A ojos del niño que ve la madrugá por primera vez el Gran Poder carga su cruz, allí mismo, camino de la muerte. La espera, que es toda su infancia, se salda en una esquina cerca del arco del Postigo. Es una calle oscura y estrecha, como casi todas las del centro, con pocos bares pero todos llenos, quizá porque la única manera de sacudirse el frío húmedo que trae el Guadalquivir a estas horas sea apelotonarse ante una barra.
Un rumor lejano anuncia que está muy cerca y luego un ssshhhh acalla los últimos murmullos. Al fin, el silencio sacia su anhelo más profundo forjado durante años en las cintas VHS con Lo mejor de la Semana Santa: ver de cerca al Señor de Sevilla.
Ahora es de verdad, lo tiene delante. Jesús del Gran Poder, majestad barroca y sencillez nazarena, carga su cruz rumbo al calvario. La sombra proyectada en la pared le convence de que el Gran Poder camina de verdad y el Gólgota aguarda fuera de las murallas de Sevilla, esa noche, Jerusalén de occidente.
Una saeta rompe el silencio. Alguien se atreve por Manolo Caracol:
Los pinceles al lienzo
no hay un pintor que traslade
la plaza de San Lorenzo
ni la carita del Gran Poder
en tan profundo y hondo silencio.
Ay, levantadlo del suelo
y mecedlo, por Dios, mecedlo
en tan profundo y hondo silencio.
En verdad el nazareno camina entre dos silencios: el del Jueves Santo que acaba de morir y el Viernes que le espera para entregar su espíritu a la hora de nona. En los bares los camareros apagan la luz y el murmullo se hace silencio infinito. El prodigio esculpido por Juan de Mesa avanza con la dulzura imperial del elegido, Rey de Reyes, y ese niño, que hoy descubre la civilización, lo será para siempre cada vez que vea caminar al hijo de Dios.

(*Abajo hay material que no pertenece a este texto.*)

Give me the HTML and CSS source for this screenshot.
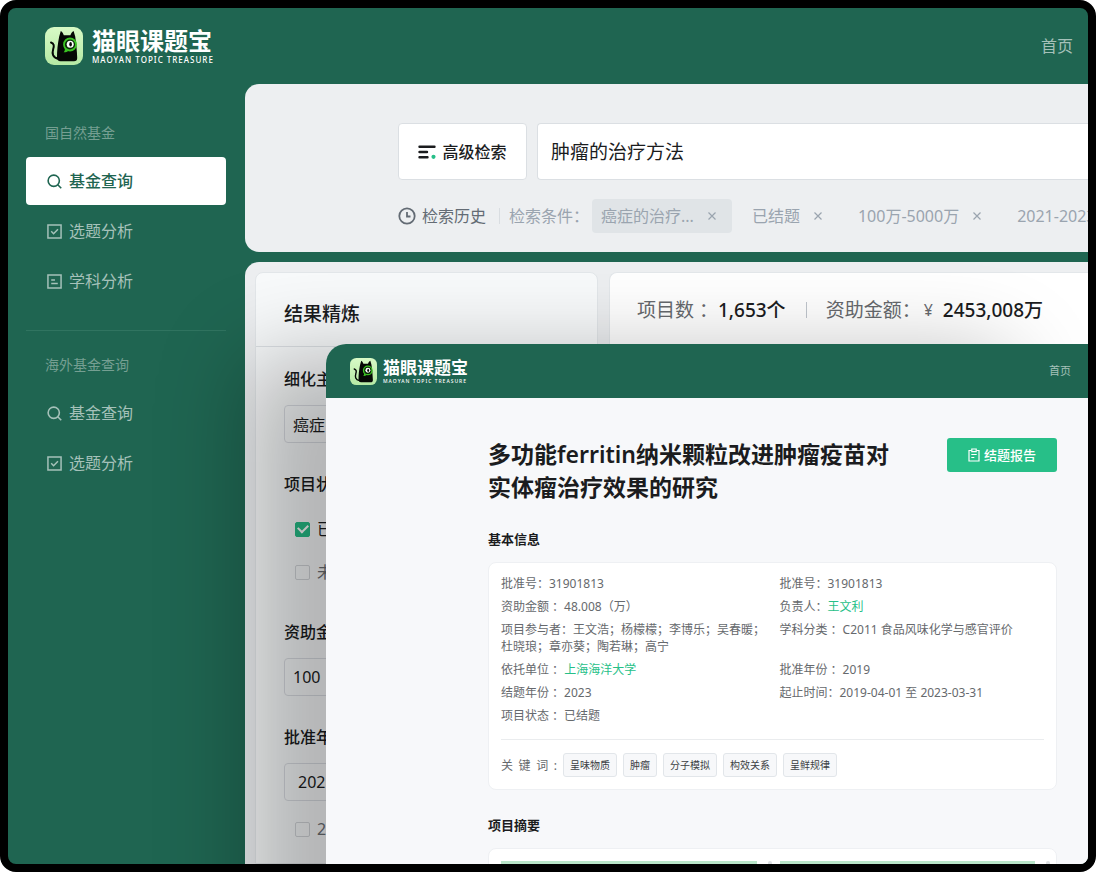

De todo esto se acuerda treinta jueves santos después mirando por la ventana de la habitación 316 del Hospital Virgen del Rocío. Enfrente, y no muy lejos, se mecen las palmeras de la avenida bajo los últimos rayos de la tarde. Esta noche, qué distinta madrugá, rezará al Gran Poder en la distancia, al que pedirá por su hijo atrapado en la estación de penitencia más larga, la de oncología. Y aunque tiene solo siete años ya es más cofrade que papá, pues ha advertido a los médicos que esta noche, se pongan como se pongan, la pasará como el Gran Poder: vestido con la túnica de nazareno.